----- SUPPLIED DATA
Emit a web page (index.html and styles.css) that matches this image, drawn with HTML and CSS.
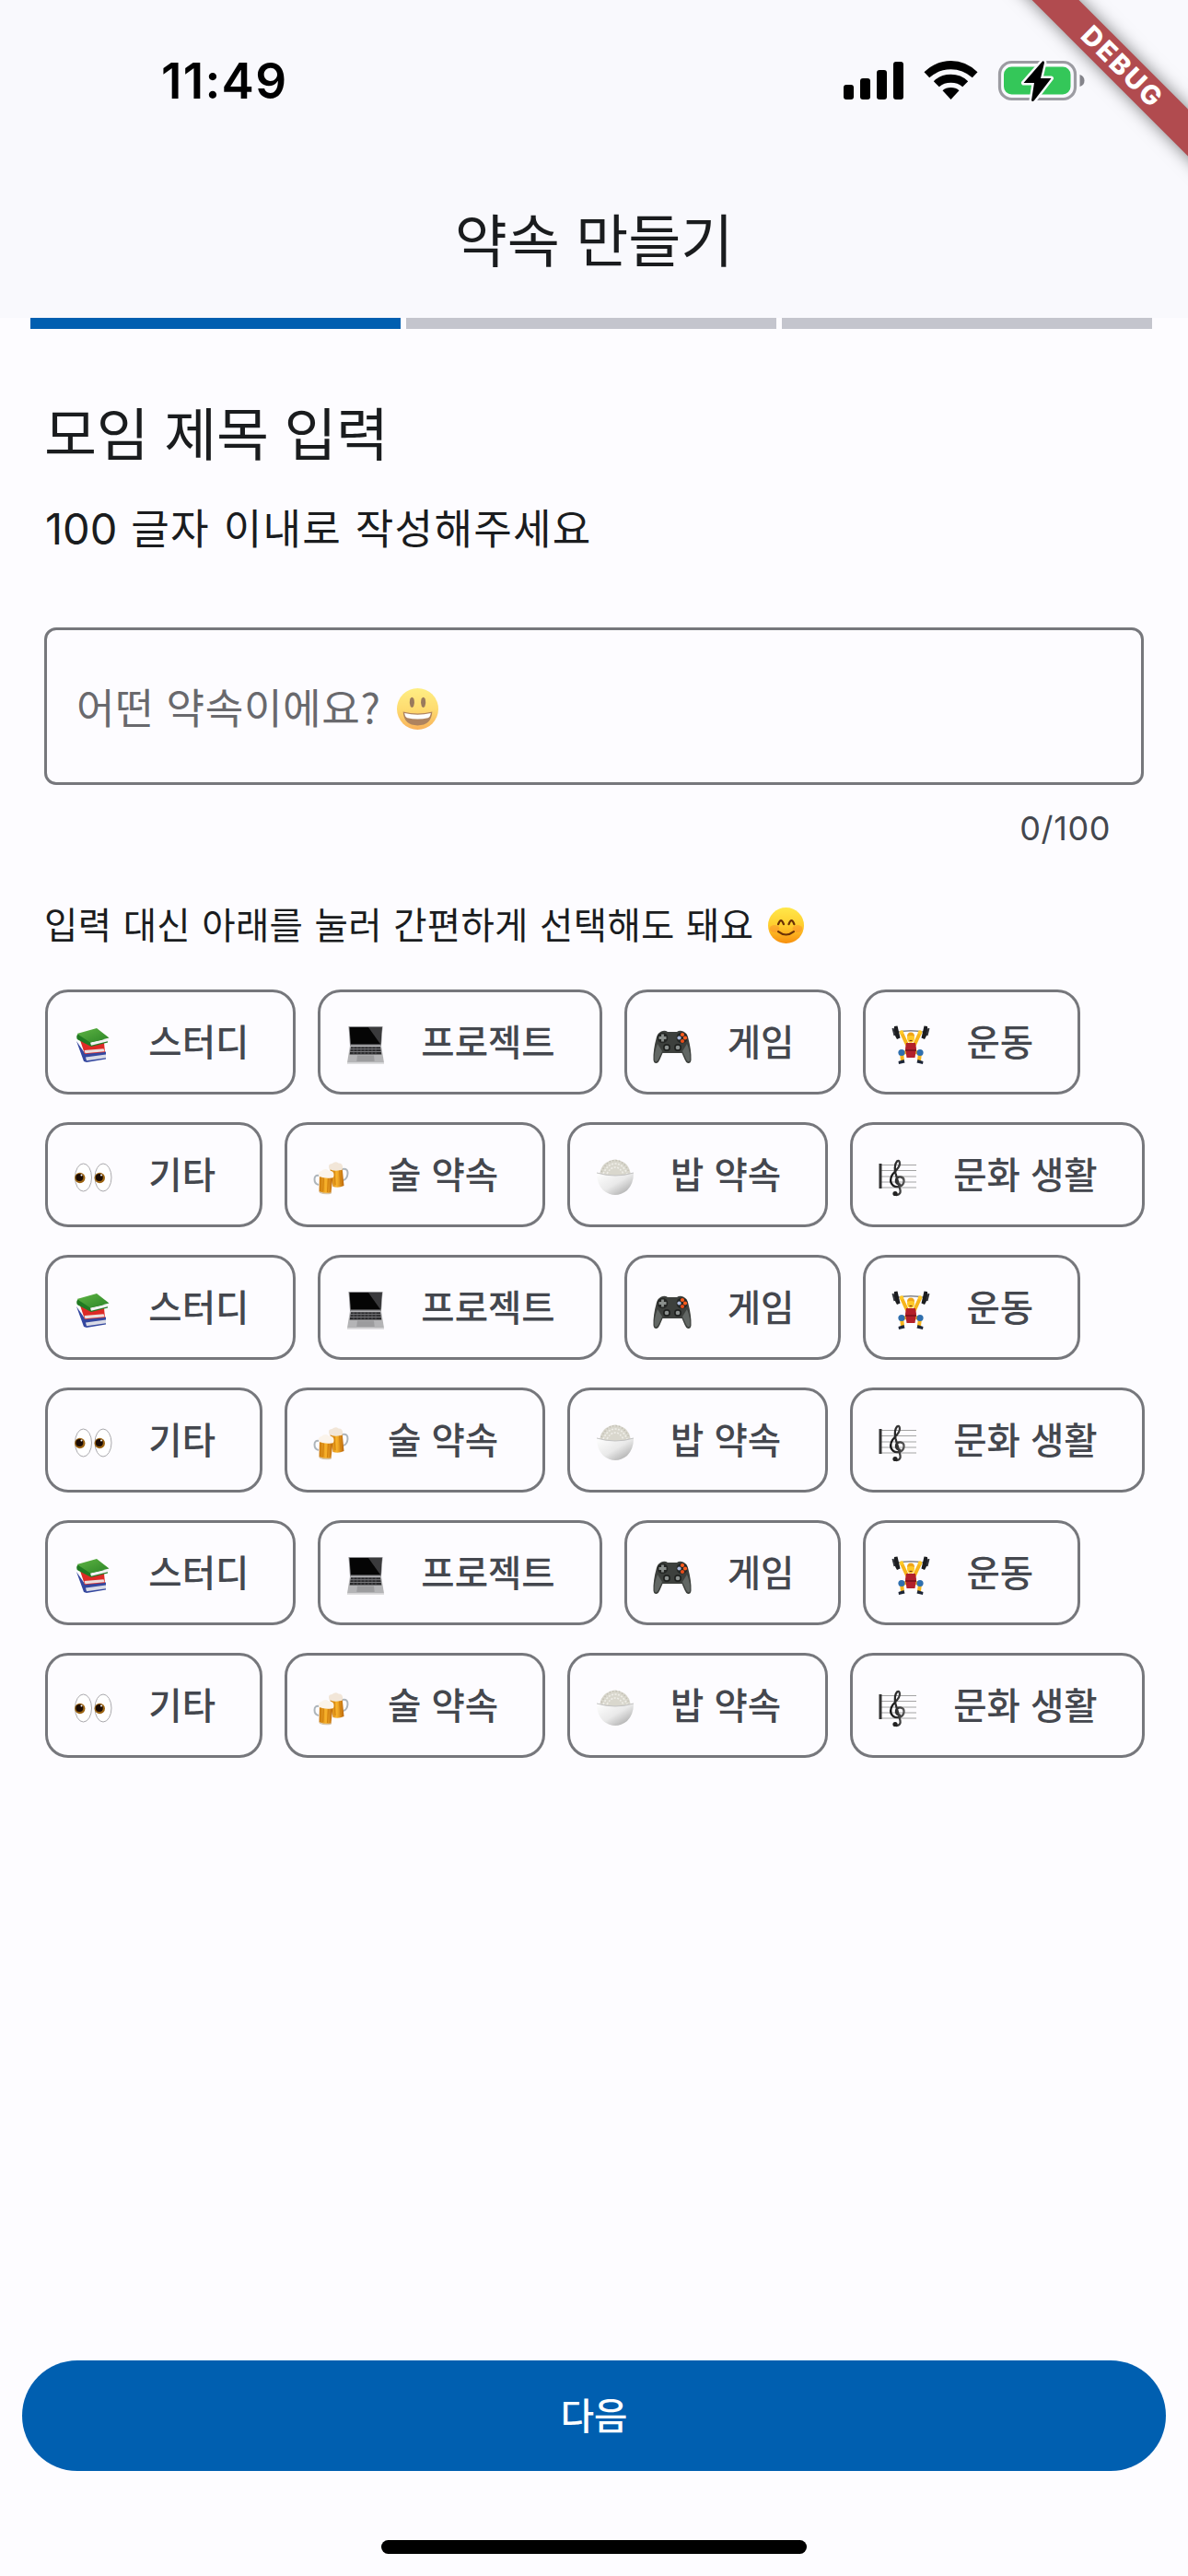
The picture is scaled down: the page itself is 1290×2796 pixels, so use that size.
FILE: index.html
```html
<!DOCTYPE html>
<html lang="ko">
<head>
<meta charset="utf-8">
<title>약속 만들기</title>
<link rel="stylesheet" href="styles.css">
</head>
<body>
<svg class="defs" width="0" height="0" aria-hidden="true">
  <defs>
    <linearGradient id="g-face" x1="0" y1="0" x2="0" y2="1"><stop offset="0" stop-color="#ffe84a"/><stop offset=".5" stop-color="#ffcd2e"/><stop offset="1" stop-color="#f78f0e"/></linearGradient>
    <linearGradient id="g-beer" x1="0" y1="0" x2="1" y2="0"><stop offset="0" stop-color="#c9780c"/><stop offset=".5" stop-color="#f9b42c"/><stop offset="1" stop-color="#b9640a"/></linearGradient>
    <linearGradient id="g-bowl" x1="0" y1="0" x2="1" y2="1"><stop offset="0" stop-color="#ffffff"/><stop offset=".5" stop-color="#e9e9e9"/><stop offset="1" stop-color="#9c9c9c"/></linearGradient>
    <linearGradient id="g-green" x1="0" y1="0" x2="1" y2="1"><stop offset="0" stop-color="#5fb544"/><stop offset="1" stop-color="#2c8527"/></linearGradient>
    <linearGradient id="g-clef" x1="0" y1="0" x2="1" y2="0"><stop offset="0" stop-color="#111"/><stop offset="1" stop-color="#555"/></linearGradient>

    <symbol id="i-books" viewBox="0 0 42 42">
      <path d="M3 17l9 13 23-1.500v8L14 40l-3-1z" fill="#34479f"/>
      <path d="M13 34.500L35 31.500v3.800L14 38.300z" fill="#d9dbe6"/>
      <path d="M7 16l5 15 22-2-1-10z" fill="#dd2a26"/>
      <path d="M11.500 27l21-1.800 1 3L12.500 30.300z" fill="#eadfdd"/>
      <path d="M4.500 9.500c-2 2-1.500 4.500 0 6l14.500 7.500 18-4.500v-2z" fill="#207a22"/>
      <path d="M18 18.500l20-4.200-1 3-18 4.500z" fill="#f3f3f3"/>
      <path d="M3.500 9L25 3l13.500 10.500L18 18.500z" fill="url(#g-green)"/>
    </symbol>
    <symbol id="i-laptop" viewBox="0 0 42 42">
      <path d="M2.500 1h37l-1.500 21H4z" fill="#8d8d90"/>
      <path d="M3.500 2h35l-1.300 18.500H4.800z" fill="#050505"/>
      <path d="M24 2h14.500l-1.300 18.500z" fill="#3a3a3c"/>
      <path d="M4 22h34l3 18.500H1z" fill="#b4b4b6"/>
      <path d="M5 23.200h32l1.300 8.300H3.700z" fill="#29292b"/>
      <path d="M4.500 25.700h33M4 28.500h34" stroke="#8d8d90" stroke-width=".8"/>
      <path d="M8 23v8M12 23v8M16 23v8M20 23v8M24 23v8M28 23v8M32 23v8" stroke="#77777a" stroke-width=".6"/>
      <path d="M12 32.500h18l.7 6.500H11.300z" fill="#9c9c9e"/>
      <path d="M1 40.200h40v1.600H1z" fill="#d5d5d6"/>
    </symbol>
    <symbol id="i-game" viewBox="0 0 42 42">
      <path d="M9 6.500Q13 5 16 7h10q3-2 7-.5 4 2 5 6 4 15 3.500 25-.5 4-3.500 3.500-2-.3-3.500-4L31.500 30h-21L7.500 37q-1.500 3.700-3.500 4-3 .5-3.500-3.500Q0 27 4 12.500q1-4 5-6z" fill="#3d403d"/>
      <path d="M5 20Q1 30 1.800 38q1.500 3 4-1L10 28zM37 20q4 10 3.200 18-1.500 3-4-1L32 28z" fill="#626764"/>
      <circle cx="10.500" cy="13.500" r="5.800" fill="#252725"/><circle cx="31.500" cy="13.500" r="6" fill="#252725"/>
      <path d="M10.500 9.500v8M6.500 13.500h8" stroke="#8b908d" stroke-width="2.800"/>
      <circle cx="32" cy="10" r="2.100" fill="#ff5c1c"/><circle cx="35" cy="13.500" r="2.100" fill="#ff5c1c"/><circle cx="32" cy="17" r="2.100" fill="#e84d1b"/><circle cx="28.500" cy="13.500" r="2.100" fill="#a9b6d8"/>
      <circle cx="15" cy="24" r="4" fill="#202220"/><circle cx="27" cy="24" r="4" fill="#202220"/>
      <circle cx="15" cy="24" r="2.300" fill="#8c918f"/><circle cx="27" cy="24" r="2.300" fill="#8c918f"/>
    </symbol>
    <symbol id="i-lift" viewBox="0 0 42 42">
      <path d="M5 7.500Q21 4 37 7.500" fill="none" stroke="#85878c" stroke-width="1.300"/>
      <path d="M3 1l3.500-.5 3 13-3.500 1.500Q2 9 3 1zM39 1l-3.500-.5-3 13 3.500 1.500Q40 9 39 1z" fill="#1b1c1f"/>
      <path d="M1.500 3l2 8M40.500 3l-2 8" stroke="#303238" stroke-width="2"/>
      <path d="M11 8l6 13M31 8l-6 13" stroke="#f6b51c" stroke-width="4" stroke-linecap="round"/>
      <circle cx="11" cy="7.500" r="2.200" fill="#ffc928"/><circle cx="31" cy="7.500" r="2.200" fill="#ffc928"/>
      <path d="M16 29l-5 1 1 8M26 29l5 1-1 8" fill="none" stroke="#f6b51c" stroke-width="4"/>
      <path d="M16 19h10l1 6-1.500 10h-9L15 25z" fill="#b3202a"/>
      <path d="M15 27h12" stroke="#7c121b" stroke-width="1.600"/>
      <circle cx="11" cy="29.500" r="3.600" fill="#2f6fae"/><circle cx="31" cy="29.500" r="3.600" fill="#2f6fae"/>
      <path d="M7.500 39l6-2 1 3.500-6.500 1.500zM34.500 39l-6-2-1 3.500 6.500 1.500z" fill="#1d2638"/>
      <ellipse cx="21" cy="13.500" rx="4" ry="5.300" fill="#ffc928"/>
      <path d="M17 12q0-4.500 4-4.500t4 4.500q-4-2-8 0z" fill="#f0a415"/>
      <path d="M19.500 16.500h3" stroke="#7a3b10" stroke-width="1.200"/>
    </symbol>
    <symbol id="i-eyes" viewBox="0 0 42 42">
      <ellipse cx="10.500" cy="21" rx="9" ry="15" fill="#fff" stroke="#aaa9ad" stroke-width="1"/>
      <ellipse cx="32" cy="21" rx="9" ry="15" fill="#fff" stroke="#aaa9ad" stroke-width="1"/>
      <circle cx="6.800" cy="21.500" r="5.700" fill="#9c6412"/><circle cx="28.300" cy="21.500" r="5.700" fill="#9c6412"/>
      <circle cx="6.300" cy="21" r="4" fill="#1c0d05"/><circle cx="27.800" cy="21" r="4" fill="#1c0d05"/>
      <circle cx="8.500" cy="18.500" r="1" fill="#fff"/><circle cx="30" cy="18.500" r="1" fill="#fff"/>
    </symbol>
    <symbol id="i-beer" viewBox="0 0 42 42">
      <path d="M32 12q6-1 5.500 5T32.500 24" fill="none" stroke="#aeb5bb" stroke-width="2"/>
      <path d="M18 9h13.500l2 21q-6 3-12 1z" fill="url(#g-beer)"/>
      <path d="M23 14l1 15M28.500 13l1.500 15" stroke="#d5840f" stroke-width="1.200"/>
      <path d="M17.500 12q-2-6 3-6 4-3 7-.5 5 0 4.500 5 0 3-2 2.500-7 2-12.500-1z" fill="#f2e6d8"/>
      <path d="M6.500 19q-5-1-5 4t4.500 6" fill="none" stroke="#aeb5bb" stroke-width="2"/>
      <path d="M7 17l14.500 2-2 19q-7 1.500-13-1.500z" fill="url(#g-beer)"/>
      <path d="M11.500 21l-.8 15M16.500 22l-1 15" stroke="#d5840f" stroke-width="1.200"/>
      <path d="M6.500 20q-2-5 2.500-6 4-3.500 8-.5 5.500 0 5.500 4.500 0 4-2.500 3.500-7 1-13.500-1.500z" fill="#fbf4eb"/>
      <path d="M7 37q6 2.500 12.500 1" fill="none" stroke="#d6c7ae" stroke-width="1.400"/>
    </symbol>
    <symbol id="i-rice" viewBox="0 0 42 42">
      <path d="M4 19Q5 9 11 5q10-7 20 0 6 4 7 14-17 5-34 0z" fill="#d9d7cd"/>
      <path d="M6 15Q12 2.500 21 2.500T36 15" fill="none" stroke="#c3c0b5" stroke-width="1.500" stroke-dasharray="1.500 2"/>
      <path d="M8 17Q13 6 21 6t13 11M12 17q4-7 9-7t9 7" fill="none" stroke="#efeee8" stroke-width="1.600" stroke-dasharray="2 1.500"/>
      <path d="M1 16q20 6 40 0 0 12-7 19-13 10-26 0Q1 28 1 16z" fill="url(#g-bowl)"/>
      <path d="M1 16q20 6 40 0" fill="none" stroke="#bdbdbd" stroke-width=".9"/>
    </symbol>
    <symbol id="i-score" viewBox="0 0 42 42">
      <path d="M1 7.500h40M1 13.500h40M1 20h40M1 26h40M1 32h40" stroke="#a3a3a3" stroke-width="1.200"/>
      <path d="M2 6v27" stroke="#333" stroke-width="3"/>
      <path d="M23 28.500q-4.500-.5-4-4.500t5-3.500q4 .5 3.500 5t-6 5.500-8-4.500q-1.500-6 4-11.500 6-6 5.500-9.500-.5-4-3-2-3.500 4-1.500 13l5 18q1 5-4 5.500" fill="none" stroke="url(#g-clef)" stroke-width="2.300" stroke-linecap="round"/>
      <circle cx="18" cy="38.500" r="2.600" fill="#222"/>
    </symbol>
  </defs>
</svg>

<main class="screen">
  <header class="app-bar">
    <div class="status">
      <span class="time">11:49</span>
      <svg class="indicators" viewBox="0 0 262 46" width="262" height="46" aria-hidden="true">
        <g>
          <rect x="0" y="27" width="11" height="16" rx="3"/><rect x="18" y="20" width="11" height="23" rx="3"/><rect x="36" y="11" width="11" height="32" rx="3"/><rect x="54" y="2" width="11" height="41" rx="3"/>
        </g>
        <path d="M87.500 13.300Q100 1 116.500 1t29 12.300l-5.700 6Q129.500 10.300 116.500 10.300T93.200 19.300z"/>
        <path d="M97.800 23.200Q105.500 15.800 116.500 15.800t18.700 7.400l-6 6Q124 24.800 116.500 24.800T103.800 29.200z"/>
        <path d="M107.500 33.300Q111 30 116.500 30t9 3.300l-9 9.700z"/>
        <rect x="169.500" y="2.500" width="82" height="40" rx="13" fill="none" stroke="#9c9ca2" stroke-width="3.200"/>
        <path d="M256.500 16q5 1.500 5 6.500t-5 6.500z" fill="#85858b"/>
        <rect x="174" y="7.500" width="72.500" height="30" rx="8.500" fill="#34c759"/>
        <path d="M216 1.500L195.500 25h11.500L204 44q1 2 3 0l18.500-24H214l4-17q-.2-2.300-2-1.500z" fill="#000" stroke="#f9f9fd" stroke-width="5" paint-order="stroke" stroke-linejoin="round"/>
      </svg>
    </div>
    <h1 class="title">약속 만들기</h1>
  </header>

  <div class="steps"><i class="step on"></i><i class="step"></i><i class="step"></i></div>

  <section class="form">
    <h2 class="heading">모임 제목 입력</h2>
    <p class="sub"><span class="num">100</span> 글자 이내로 작성해주세요</p>
    <div class="field">
      <span>어떤 약속이에요?</span>
      <svg class="face face-field" viewBox="0 0 44 44" aria-hidden="true">
        <circle cx="22" cy="22" r="22" fill="url(#g-face)"/>
        <ellipse cx="16" cy="15" rx="2.500" ry="5.500" fill="#6b3d10"/><ellipse cx="28" cy="15" rx="2.500" ry="5.500" fill="#6b3d10"/>
        <path d="M6.500 25q15.500 4 31 0-1 14.500-15.500 14.500T6.500 25z" fill="#8a4a14"/>
        <path d="M8 26.300q14 3.500 28 0-.5 4-3 5.200-11 2.500-22 0-2.500-1.200-3-5.200z" fill="#fff"/>
      </svg>
    </div>
    <p class="counter">0/100</p>
    <p class="hint"><span>입력 대신 아래를 눌러 간편하게 선택해도 돼요</span>
      <svg class="face face-hint" viewBox="0 0 44 44" aria-hidden="true">
        <circle cx="22" cy="22" r="22" fill="url(#g-face)"/>
        <ellipse cx="8" cy="26" rx="6" ry="4.500" fill="#f9832d" opacity=".4"/><ellipse cx="36" cy="26" rx="6" ry="4.500" fill="#f9832d" opacity=".4"/>
        <path d="M12.500 20.500q3.300-9 6.600 0M25.400 20.500q3.300-9 6.600 0" fill="none" stroke="#6b3206" stroke-width="2.600" stroke-linecap="round"/>
        <path d="M12.500 29.500q9.500 7.500 19 0" fill="none" stroke="#6b3206" stroke-width="2.400" stroke-linecap="round"/>
      </svg>
    </p>

    <div class="chips">
      <div class="row">
        <button class="chip"><svg><use href="#i-books"/></svg>스터디</button>
        <button class="chip"><svg><use href="#i-laptop"/></svg>프로젝트</button>
        <button class="chip"><svg><use href="#i-game"/></svg>게임</button>
        <button class="chip"><svg><use href="#i-lift"/></svg>운동</button>
      </div>
      <div class="row">
        <button class="chip"><svg><use href="#i-eyes"/></svg>기타</button>
        <button class="chip"><svg><use href="#i-beer"/></svg>술 약속</button>
        <button class="chip"><svg><use href="#i-rice"/></svg>밥 약속</button>
        <button class="chip"><svg><use href="#i-score"/></svg>문화 생활</button>
      </div>
      <div class="row">
        <button class="chip"><svg><use href="#i-books"/></svg>스터디</button>
        <button class="chip"><svg><use href="#i-laptop"/></svg>프로젝트</button>
        <button class="chip"><svg><use href="#i-game"/></svg>게임</button>
        <button class="chip"><svg><use href="#i-lift"/></svg>운동</button>
      </div>
      <div class="row">
        <button class="chip"><svg><use href="#i-eyes"/></svg>기타</button>
        <button class="chip"><svg><use href="#i-beer"/></svg>술 약속</button>
        <button class="chip"><svg><use href="#i-rice"/></svg>밥 약속</button>
        <button class="chip"><svg><use href="#i-score"/></svg>문화 생활</button>
      </div>
      <div class="row">
        <button class="chip"><svg><use href="#i-books"/></svg>스터디</button>
        <button class="chip"><svg><use href="#i-laptop"/></svg>프로젝트</button>
        <button class="chip"><svg><use href="#i-game"/></svg>게임</button>
        <button class="chip"><svg><use href="#i-lift"/></svg>운동</button>
      </div>
      <div class="row">
        <button class="chip"><svg><use href="#i-eyes"/></svg>기타</button>
        <button class="chip"><svg><use href="#i-beer"/></svg>술 약속</button>
        <button class="chip"><svg><use href="#i-rice"/></svg>밥 약속</button>
        <button class="chip"><svg><use href="#i-score"/></svg>문화 생활</button>
      </div>
    </div>
  </section>

  <footer class="footer">
    <button class="next">다음</button>
    <div class="home"></div>
  </footer>

  <div class="ribbon-clip"><div class="ribbon">DEBUG</div></div>
</main>
</body>
</html>
```
FILE: styles.css
```css
* {
  box-sizing: border-box;
  margin: 0;
  padding: 0;
}

body {
  background: #fdfcff;
  color: #1a1c1e;
  font-family: "Noto Sans CJK KR", sans-serif;
}

button {
  background: none;
  border: 0;
  font: inherit;
  color: inherit;
}

.defs {
  position: absolute;
}

.screen {
  position: relative;
  display: flex;
  flex-direction: column;
  width: 1290px;
  height: 2796px;
  overflow: hidden;
}

/* App bar */
.app-bar {
  height: 345px;
  background: #f9f9fd;
}

.status {
  display: flex;
  align-items: center;
  justify-content: space-between;
  height: 176px;
  padding: 0 112px 0 175px;
  color: #000;
}

.time {
  font: 600 53px/60px Inter, sans-serif;
  letter-spacing: 1.3px;
}

.title {
  text-align: center;
  font-size: 62px;
  font-weight: 400;
  line-height: 165px;
}

/* Progress */
.steps {
  display: flex;
  gap: 6px;
  padding: 0 39px 0 33px;
}

.step {
  flex: 1;
  height: 12px;
  background: #c4c5cd;
}

.step.on {
  background: #005fb0;
}

/* Form */
.form {
  flex: 1;
  padding: 71px 48px 0;
}

.heading {
  font-size: 62px;
  font-weight: 400;
  line-height: 80px;
  letter-spacing: -.4px;
}

.sub {
  height: 60px;
  margin-top: 34px;
  padding-left: 1px;
  font-size: 45.2px;
  line-height: 60px;
  letter-spacing: 1.2px;
  word-spacing: 1px;
}

.num {
  font: 400 47px/60px Inter, sans-serif;
  letter-spacing: 0;
}

.field {
  display: flex;
  align-items: center;
  gap: 17px;
  height: 171px;
  margin-top: 79px;
  padding-left: 32px;
  border: 3px solid #76777c;
  border-radius: 13px;
  color: #69696d;
  font-size: 45.2px;
  line-height: 60px;
  letter-spacing: .6px;
}

.face {
  display: block;
  flex: none;
}

.face-field {
  width: 45px;
  height: 45px;
  margin-top: 5px;
  opacity: .68;
}

.counter {
  margin-top: 25px;
  padding-right: 36px;
  text-align: right;
  color: #44474e;
  font: 400 36px/44px Inter, sans-serif;
  letter-spacing: .6px;
}

.hint {
  display: flex;
  align-items: center;
  gap: 16px;
  height: 50px;
  margin-top: 56px;
  font-size: 39.5px;
  line-height: 50px;
  letter-spacing: .3px;
  word-spacing: 1px;
}

.face-hint {
  width: 39px;
  height: 39px;
  margin-top: 4px;
}

.chips {
  display: flex;
  flex-direction: column;
  gap: 30px;
  margin-top: 47px;
  padding-left: 1.300px;
}

.row {
  display: flex;
  gap: 24px;
}

.chip {
  display: flex;
  align-items: center;
  height: 114px;
  padding: 0 48px 4px 28px;
  border: 3px solid #76777c;
  border-radius: 25px;
  color: #44474e;
  font-size: 39.5px;
  font-weight: 500;
  line-height: 50px;
  white-space: nowrap;
}

.chip svg {
  flex: none;
  width: 42px;
  height: 42px;
  margin: 9px 39px 0 0;
}

/* Footer */
.footer {
  display: flex;
  flex-direction: column;
  align-items: center;
  padding: 0 24px 24px;
}

.next {
  width: 100%;
  height: 120px;
  padding-bottom: 4px;
  border-radius: 60px;
  background: #005fb0;
  color: #fff;
  font-size: 39.5px;
  font-weight: 500;
  line-height: 50px;
}

.home {
  width: 462px;
  height: 15px;
  margin-top: 75px;
  border-radius: 8px;
  background: #000;
}

/* Corner ribbon, over the status bar */
.ribbon-clip {
  position: absolute;
  top: 0;
  right: 0;
  width: 240px;
  height: 240px;
  overflow: hidden;
}

.ribbon {
  position: absolute;
  top: 54px;
  left: 18px;
  width: 300px;
  height: 36px;
  transform: rotate(45deg);
  background: #b14b4f;
  box-shadow: 0 0 18px rgba(0, 0, 0, .5);
  color: #fff;
  text-align: center;
  text-indent: 2px;
  font: 800 29px/36px Inter, sans-serif;
  letter-spacing: 2.200px;
}
```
----------
> [WORK TO COMPLETE]:
Each line above that includes "styles" should be shown.

> [RESPONSE TO THIS EXERCISE]:
Emit a web page (index.html and styles.css) that matches this image, drawn with HTML and CSS.
<link rel="stylesheet" href="styles.css">
FILE: styles.css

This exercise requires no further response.